* _Aim of the exercise_
Take the lines from the beginning of the data below through the line holding "const password = '•'.repeat(40);" and return exactly those.

* _Data extract_
--- START ---

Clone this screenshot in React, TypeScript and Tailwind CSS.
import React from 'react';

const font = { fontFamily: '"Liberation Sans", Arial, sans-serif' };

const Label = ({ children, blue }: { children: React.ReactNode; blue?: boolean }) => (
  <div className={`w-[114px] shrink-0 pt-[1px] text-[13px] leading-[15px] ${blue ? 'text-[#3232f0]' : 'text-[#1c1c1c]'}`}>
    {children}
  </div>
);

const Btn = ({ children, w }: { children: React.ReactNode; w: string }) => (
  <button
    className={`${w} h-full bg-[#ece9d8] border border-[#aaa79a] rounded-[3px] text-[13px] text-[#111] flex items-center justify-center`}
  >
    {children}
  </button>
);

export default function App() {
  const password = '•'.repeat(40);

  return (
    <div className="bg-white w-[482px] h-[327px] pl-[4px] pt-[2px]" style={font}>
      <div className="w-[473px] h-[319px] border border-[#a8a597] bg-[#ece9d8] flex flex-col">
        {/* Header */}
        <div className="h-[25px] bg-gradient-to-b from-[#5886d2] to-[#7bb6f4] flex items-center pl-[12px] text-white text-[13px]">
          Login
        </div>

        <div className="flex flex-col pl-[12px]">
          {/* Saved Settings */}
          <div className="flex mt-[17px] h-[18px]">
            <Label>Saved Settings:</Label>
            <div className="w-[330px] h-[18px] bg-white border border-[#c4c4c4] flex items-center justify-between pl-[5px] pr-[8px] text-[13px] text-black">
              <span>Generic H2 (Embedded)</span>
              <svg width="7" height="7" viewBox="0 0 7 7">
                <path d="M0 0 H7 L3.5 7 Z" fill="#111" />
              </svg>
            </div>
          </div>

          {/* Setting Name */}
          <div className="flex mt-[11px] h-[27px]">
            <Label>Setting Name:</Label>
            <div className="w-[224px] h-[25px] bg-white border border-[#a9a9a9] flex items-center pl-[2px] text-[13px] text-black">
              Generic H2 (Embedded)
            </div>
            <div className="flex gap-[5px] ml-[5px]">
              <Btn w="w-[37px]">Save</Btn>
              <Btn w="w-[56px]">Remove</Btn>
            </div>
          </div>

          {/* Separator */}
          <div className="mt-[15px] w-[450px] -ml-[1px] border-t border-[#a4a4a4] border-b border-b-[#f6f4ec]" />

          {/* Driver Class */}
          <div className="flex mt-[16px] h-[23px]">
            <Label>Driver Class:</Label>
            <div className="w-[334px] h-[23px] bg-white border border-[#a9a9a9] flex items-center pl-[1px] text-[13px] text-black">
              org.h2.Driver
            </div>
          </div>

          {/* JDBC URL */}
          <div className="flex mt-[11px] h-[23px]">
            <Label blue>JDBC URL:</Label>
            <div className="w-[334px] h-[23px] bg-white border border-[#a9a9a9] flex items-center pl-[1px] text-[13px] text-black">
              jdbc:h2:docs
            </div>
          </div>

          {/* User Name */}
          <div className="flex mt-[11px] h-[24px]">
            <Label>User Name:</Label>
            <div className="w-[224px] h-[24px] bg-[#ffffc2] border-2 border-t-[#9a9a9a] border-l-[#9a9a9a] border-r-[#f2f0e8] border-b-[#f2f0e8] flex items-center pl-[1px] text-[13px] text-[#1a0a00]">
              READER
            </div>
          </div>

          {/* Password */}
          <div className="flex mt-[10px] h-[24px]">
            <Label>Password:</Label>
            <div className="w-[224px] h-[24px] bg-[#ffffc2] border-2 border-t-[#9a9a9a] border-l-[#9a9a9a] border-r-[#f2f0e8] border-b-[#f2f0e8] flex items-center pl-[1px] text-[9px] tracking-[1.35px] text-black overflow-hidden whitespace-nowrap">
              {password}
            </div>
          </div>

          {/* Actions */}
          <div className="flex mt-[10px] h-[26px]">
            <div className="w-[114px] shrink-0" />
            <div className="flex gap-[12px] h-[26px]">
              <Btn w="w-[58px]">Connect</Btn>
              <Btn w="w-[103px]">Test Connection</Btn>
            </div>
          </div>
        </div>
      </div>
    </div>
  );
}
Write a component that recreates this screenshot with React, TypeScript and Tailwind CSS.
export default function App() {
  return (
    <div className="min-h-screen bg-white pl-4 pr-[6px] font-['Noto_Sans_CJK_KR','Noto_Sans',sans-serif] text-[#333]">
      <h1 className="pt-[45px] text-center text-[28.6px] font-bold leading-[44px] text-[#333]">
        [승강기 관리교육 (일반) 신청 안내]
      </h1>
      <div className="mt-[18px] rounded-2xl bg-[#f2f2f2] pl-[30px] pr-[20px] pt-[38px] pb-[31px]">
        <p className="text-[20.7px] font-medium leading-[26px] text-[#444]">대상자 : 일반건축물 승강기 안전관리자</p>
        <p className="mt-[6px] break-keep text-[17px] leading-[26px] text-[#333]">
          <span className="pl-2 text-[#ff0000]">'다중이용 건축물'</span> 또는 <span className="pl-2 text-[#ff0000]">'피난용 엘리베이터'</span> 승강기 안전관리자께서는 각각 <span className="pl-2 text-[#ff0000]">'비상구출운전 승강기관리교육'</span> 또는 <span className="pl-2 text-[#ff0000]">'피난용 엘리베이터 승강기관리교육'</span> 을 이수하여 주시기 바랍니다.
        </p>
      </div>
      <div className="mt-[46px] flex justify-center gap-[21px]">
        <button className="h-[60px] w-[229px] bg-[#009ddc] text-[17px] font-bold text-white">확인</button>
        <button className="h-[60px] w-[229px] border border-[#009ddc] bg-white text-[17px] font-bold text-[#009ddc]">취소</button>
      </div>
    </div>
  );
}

--- END ---

* _Exercise response_
Clone this screenshot in React, TypeScript and Tailwind CSS.
import React from 'react';

const font = { fontFamily: '"Liberation Sans", Arial, sans-serif' };

const Label = ({ children, blue }: { children: React.ReactNode; blue?: boolean }) => (
  <div className={`w-[114px] shrink-0 pt-[1px] text-[13px] leading-[15px] ${blue ? 'text-[#3232f0]' : 'text-[#1c1c1c]'}`}>
    {children}
  </div>
);

const Btn = ({ children, w }: { children: React.ReactNode; w: string }) => (
  <button
    className={`${w} h-full bg-[#ece9d8] border border-[#aaa79a] rounded-[3px] text-[13px] text-[#111] flex items-center justify-center`}
  >
    {children}
  </button>
);

export default function App() {
  const password = '•'.repeat(40);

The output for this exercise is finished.